Halfway through reading “Never Stop”, it becomes apparent the title of Simba Sana’s new memoir is a clever double entendre that can be interpreted as:

1)    Never Stop in your pursuit of the best life for you.
2)    Never Stop keeping busy, lest you realize that you aren’t living your best life, regardless of any veneer of material and intellectual success.

As an athlete, activist, and entrepreneur, Sana has lived a life ripe for the telling, and he melds these elements of his life into a complete picture with finesse. As a memoirist, Sana displays an innate understanding of how no aspect of life happens in isolation. This understanding, coupled with the author’s observant nature, and ability to organize his observations, makes “Never Stop” a fully realized inventory of a life that never tries to force its narrative, and instead functions as a casual yet precise oral history of the self.

Attention to detail can make or break a memoir, and Sana lays out all the details, even the unpleasant ones, with honest clarity. Every small encounter and detail of the memoir creates a kind of sustained momentum. When the author writes about particular songs he heard or books he read, it isn’t merely to convey his interests, but rather to demonstrate just how much these things influenced his life at a particular moment, and evidences this impact in subsequent pages. Diary entries are interspersed throughout, including one notably powerful entry documenting the death of a family member, and Sana’s emotional response witnessing the death, in real time.

Particularly notable is the author’s ability to fully conjure his childhood experiences on the streets of Washington, D.C. in the 1980s. Everytime Sana recalls an experience, it isn’t just an anecdote, but a visceral life experience transmitted to the reader. When Sana later writes that a person from such experience died in some terrible and untimely way, it isn’t a footnote for historical purposes, but news delivered to the reader about a shared acquaintance.

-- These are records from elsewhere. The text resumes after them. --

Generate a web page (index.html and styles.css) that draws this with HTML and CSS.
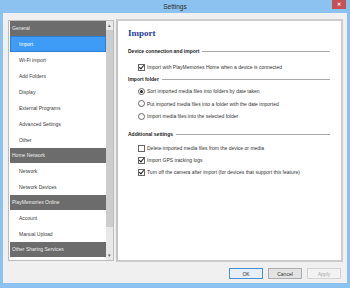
FILE: index.html
```html
<!DOCTYPE html>
<html>
<head>
  <title>Settings</title>
  <meta name="viewport" content="width=device-width, initial-scale=1.0">
  <link rel="stylesheet" href="styles.css">
</head>
<body>

  <div class="window">
    <div class="titlebar">
      <span></span>
      <span class="title">Settings</span>
      <span class="close">&#x2715;</span>
    </div>

    <div class="content">
      <div class="main">

        <!-- Left navigation -->
        <div class="sidebar">
          <ul class="nav">
            <li class="group">General</li>
            <li class="item selected">Import</li>
            <li class="item">Wi-Fi import</li>
            <li class="item">Add Folders</li>
            <li class="item">Display</li>
            <li class="item">External Programs</li>
            <li class="item">Advanced Settings</li>
            <li class="item">Other</li>
            <li class="group">Home Network</li>
            <li class="item">Network</li>
            <li class="item">Network Devices</li>
            <li class="group">PlayMemories Online</li>
            <li class="item">Account</li>
            <li class="item">Manual Upload</li>
            <li class="group">Other Sharing Services</li>
          </ul>
          <div class="scrollbar">
            <span class="arrow">&#x25B4;</span>
            <span class="thumb"></span>
            <span class="track"></span>
            <span class="arrow">&#x25BE;</span>
          </div>
        </div>

        <!-- Settings panel -->
        <div class="panel">
          <h1>Import</h1>

          <div class="section first">
            <span>Device connection and import</span>
            <span class="rule"></span>
          </div>
          <div class="option gap-s"><span class="check on"></span>Import with PlayMemories Home when a device is connected</div>

          <div class="section">
            <span>Import folder</span>
            <span class="rule"></span>
          </div>
          <div class="option"><span class="radio on"></span>Sort imported media files into folders by date taken</div>
          <div class="option tall"><span class="radio"></span>Put imported media files into a folder with the date imported</div>
          <div class="option"><span class="radio"></span>Import media files into the selected folder</div>

          <div class="section gap-l">
            <span>Additional settings</span>
            <span class="rule"></span>
          </div>
          <div class="option gap-xs"><span class="check"></span>Delete imported media files from the device or media</div>
          <div class="option"><span class="check on"></span>Import GPS tracking logs</div>
          <div class="option"><span class="check on"></span>Turn off the camera after import (for devices that support this feature)</div>
        </div>

      </div>

      <div class="buttons">
        <button class="default">OK</button>
        <button>Cancel</button>
        <button disabled>Apply</button>
      </div>
    </div>
  </div>

</body>
</html>
```

FILE: styles.css
```css
body {
  margin: 0;
  font-family: "Liberation Sans", Arial, sans-serif;
  font-size: 5px;
  color: #333;
}

.window {
  width: 350px;
  height: 288px;
  background-color: #8cc2f0;
  display: flex;
  flex-direction: column;
}

.titlebar {
  height: 13px;
  display: grid;
  grid-template-columns: 1fr auto 1fr;
  align-items: start;
}

.title {
  font-family: "Liberation Sans", Arial, sans-serif;
  font-size: 6.5px;
  line-height: 14px;
  color: #2b2b2b;
}

.close {
  justify-self: end;
  margin-right: 4px;
  width: 14px;
  height: 9px;
  background-color: #c75050;
  color: #fff;
  font-size: 5px;
  font-weight: bold;
  line-height: 9px;
  text-align: center;
}

.content {
  margin: 0 3px;
  height: 270px;
  background-color: #f0f0f0;
  padding: 6px 4px 0 5px;
  box-sizing: border-box;
}

.main {
  display: flex;
  gap: 2px;
  height: 243px;
}

/* sidebar */

.sidebar {
  margin-top: 1px;
  width: 106px;
  height: 241px;
  box-sizing: border-box;
  border: 1px solid #bcbcbc;
  background-color: #fff;
  display: flex;
  padding-left: 1px;
}

.nav {
  list-style: none;
  margin: 0;
  padding: 0;
  flex: 1;
  overflow: hidden;
}

.nav li {
  box-sizing: border-box;
}

.nav .group {
  height: 15px;
  line-height: 15px;
  padding-left: 2px;
  background-color: #6c6c6c;
  color: #ececec;
}

.nav .item {
  height: 16px;
  line-height: 16px;
  padding-left: 9px;
  color: #3a3a3a;
}

.nav .item.selected {
  background-color: #3f9cf6;
  border: 1px solid #2b7fd4;
  line-height: 14px;
  padding-left: 8px;
  color: #fff;
}

.scrollbar {
  width: 7px;
  background-color: #e8e8e8;
  display: flex;
  flex-direction: column;
  align-items: center;
}

.arrow {
  height: 9px;
  line-height: 9px;
  font-size: 5px;
  color: #606060;
}

.thumb {
  width: 7px;
  height: 197px;
  background-color: #cdcdcd;
}

.track {
  flex: 1;
}

/* panel */

.panel {
  flex: 1;
  background-color: #fff;
  border: 2px solid #cccccc;
  border-left-color: #c2c2c2;
  padding: 6px 11px 0 10px;
}

.panel h1 {
  margin: 0;
  font-family: "Liberation Serif", "Times New Roman", serif;
  font-size: 9px;
  line-height: 12px;
  color: #1f3d9c;
}

.section {
  display: flex;
  align-items: center;
  height: 12px;
  font-weight: bold;
  color: #222;
}

.section.first {
  margin-top: 6px;
}

.section.gap-l {
  margin-top: 6px;
}

.rule {
  flex: 1;
  height: 1px;
  margin-left: 3px;
  background-color: #a8a8a8;
}

.option {
  display: flex;
  align-items: center;
  height: 12px;
  padding-left: 10px;
  color: #333;
}

.option.gap-s {
  margin-top: 4px;
}

.option.gap-xs {
  margin-top: 2px;
}

.option.tall {
  height: 13px;
}

.check,
.radio {
  width: 5px;
  height: 5px;
  margin-right: 2px;
  border: 1px solid #666;
  background-color: #fff;
  position: relative;
}

.check.on::after {
  content: "";
  position: absolute;
  left: 1px;
  top: -1px;
  width: 2px;
  height: 4px;
  border: solid #222;
  border-width: 0 1px 1px 0;
  transform: rotate(40deg);
}

.radio {
  border-radius: 50%;
}

.radio.on::after {
  content: "";
  position: absolute;
  left: 1px;
  top: 1px;
  width: 3px;
  height: 3px;
  border-radius: 50%;
  background-color: #222;
}

/* buttons */

.buttons {
  display: flex;
  justify-content: flex-end;
  gap: 5px;
  margin-top: 6px;
  padding-right: 2px;
}

button {
  width: 34px;
  height: 11px;
  padding: 0;
  font-family: "Liberation Sans", Arial, sans-serif;
  font-size: 5px;
  color: #333;
  background-color: #e3e3e3;
  border: 1px solid #acacac;
  border-radius: 0;
}

button.default {
  border-color: #4a8fd0;
  background-color: #e6eef6;
}

button:disabled {
  color: #a8a8a8;
  background-color: #f2f2f2;
  border-color: #d2d2d2;
}
```
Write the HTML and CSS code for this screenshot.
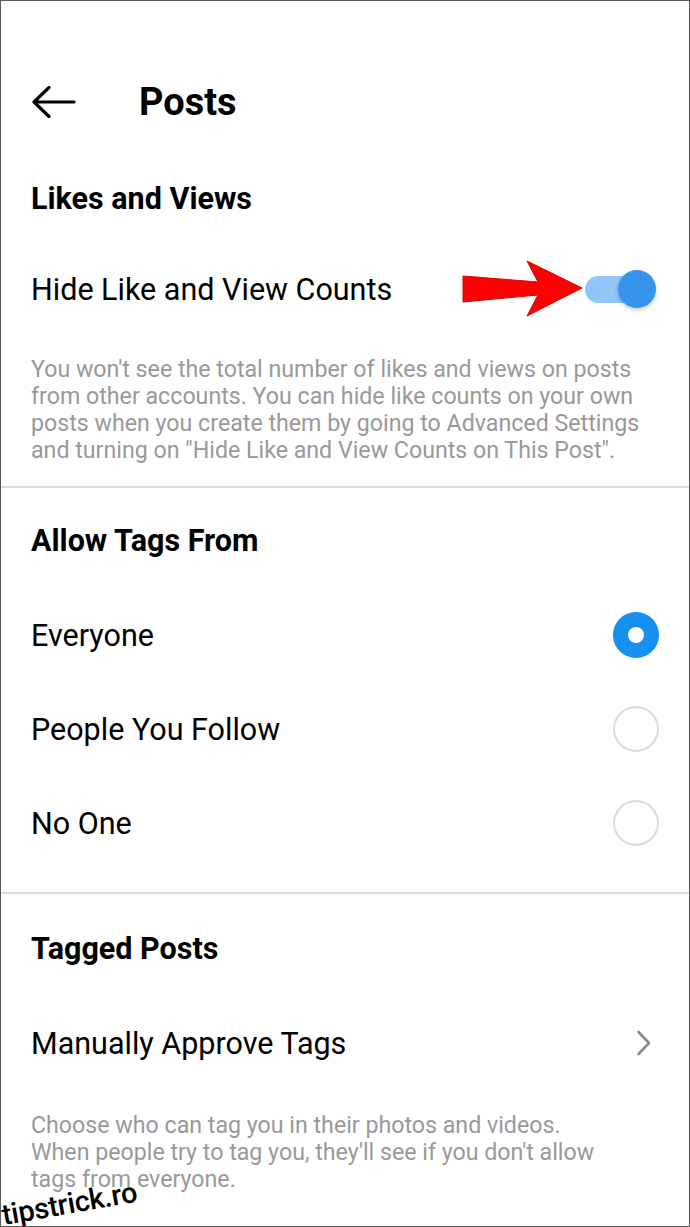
FILE: index.html
```html
<!DOCTYPE html>
<html lang="en">
<head>
    <meta charset="utf-8">
    <title>Posts</title>
    <link rel="stylesheet" href="styles.css">
</head>
<body>
<div class="screen">
    <div class="header">
        <svg class="back" width="44" height="32" viewBox="0 0 44 32">
            <path d="M2 16 H42 M17 1.5 L2 16 L17 30.5" fill="none" stroke="#000" stroke-width="3.2" stroke-linecap="round" stroke-linejoin="round"/>
        </svg>
        <div class="title">Posts</div>
    </div>

    <div class="section">
        <div class="section-title">Likes and Views</div>
        <div class="row row-toggle">
            <span>Hide Like and View Counts</span>
            <div class="toggle on"></div>
        </div>
        <p class="note">You won't see the total number of likes and views on posts from other accounts. You can hide like counts on your own posts when you create them by going to Advanced Settings and turning on "Hide Like and View Counts on This Post".</p>
        <svg class="pointer" width="124" height="60" viewBox="0 0 124 60">
            <polygon points="1,16 76,22 65,1 120,28 65,56 76,35 1,42" fill="#ff0000" stroke="#d80000" stroke-width="1"/>
        </svg>
    </div>

    <div class="divider"></div>

    <div class="section">
        <div class="section-title">Allow Tags From</div>
        <div class="row">
            <span>Everyone</span>
            <div class="radio checked"></div>
        </div>
        <div class="row">
            <span>People You Follow</span>
            <div class="radio"></div>
        </div>
        <div class="row">
            <span>No One</span>
            <div class="radio"></div>
        </div>
        <div class="spacer"></div>
    </div>

    <div class="divider"></div>

    <div class="section section-tagged">
        <div class="section-title">Tagged Posts</div>
        <div class="row row-link">
            <span>Manually Approve Tags</span>
            <svg class="chevron" width="16" height="26" viewBox="0 0 16 26">
                <path d="M2.5 2 L13 13 L2.5 24" fill="none" stroke="#8a8a8a" stroke-width="2.6" stroke-linecap="round" stroke-linejoin="round"/>
            </svg>
        </div>
        <p class="note note-tags">Choose who can tag you in their photos and videos. When people try to tag you, they'll see if you don't allow tags from everyone.</p>
    </div>

    <div class="watermark">tipstrick.ro</div>
</div>
</body>
</html>
```

FILE: styles.css
```css
body {
    margin: 0;
    background: #fff;
    font-family: Roboto, "Liberation Sans", sans-serif;
    color: #000;
}

.screen {
    position: relative;
    width: 690px;
    height: 1227px;
    box-sizing: border-box;
    border: 1px solid #5a5a5a;
    overflow: hidden;
    background: #fff;
}

.header {
    display: flex;
    align-items: center;
    height: 100px;
    padding: 51px 0 0 31px;
}

.header .back {
    display: block;
}

.header .title {
    margin-left: 63px;
    font-size: 38px;
    font-weight: 700;
}

.section {
    position: relative;
    padding: 0 30px;
}

.section-title {
    display: flex;
    align-items: center;
    height: 92px;
    font-size: 30.5px;
    font-weight: 700;
}

.divider + .section .section-title {
    height: 96px;
    padding-top: 4px;
}

.divider + .section-tagged .section-title {
    padding-top: 6px;
}

.row {
    display: flex;
    align-items: center;
    justify-content: space-between;
    height: 94px;
    font-size: 30.5px;
}

.row-toggle {
    height: 90px;
}

.row-link {
    height: 90px;
    margin-top: 2px;
}

.note {
    margin: 0;
    padding: 22px 0;
    font-size: 23.2px;
    line-height: 27px;
    color: #999;
}

.note-tags {
    padding: 24px 44px 0 0;
}

.spacer {
    height: 22px;
}

.divider {
    height: 2px;
    background: #dcdcdc;
}

/* switch */
.toggle {
    position: relative;
    width: 68px;
    height: 27px;
    margin-right: 6px;
    border-radius: 14px;
    background: #92c6f6;
}

.toggle.on::after {
    content: "";
    position: absolute;
    top: -6px;
    right: -3px;
    width: 38px;
    height: 38px;
    border-radius: 50%;
    background: #3794ec;
    box-shadow: 0 2px 4px rgba(0, 0, 0, 0.22);
}

/* radio */
.radio {
    width: 46px;
    height: 46px;
    box-sizing: border-box;
    border: 2px solid #dbdbdb;
    border-radius: 50%;
}

.radio.checked {
    border: 15px solid #1690ef;
    background: #fff;
}

.chevron {
    display: block;
    margin-right: 7px;
}

/* annotation */
.pointer {
    position: absolute;
    left: 461px;
    top: 108px;
}

.watermark {
    position: absolute;
    left: 4px;
    bottom: -6px;
    font-size: 29px;
    font-weight: 500;
    color: #000;
    transform: rotate(-10deg);
    transform-origin: left bottom;
    letter-spacing: -0.3px;
}
```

From there, Sana details attending Mount St. Mary’s University, where a professor introduced him to the writings of Eldridge Cleaver. Sana continues to chronicle his journey pursuing a masters degree in African Studies at Howard University, and his activist work with the African Development Organization (ADO). He quits his day job and begins selling books at a mall kiosk with poet and fellow ADO member Yao. This venture expanded to Karibu Books, which grew to become the largest black-owned bookstore company in the United States. Amidst the success of Karibu Books, Simba Sana married, had children, and worked as a boxing manager.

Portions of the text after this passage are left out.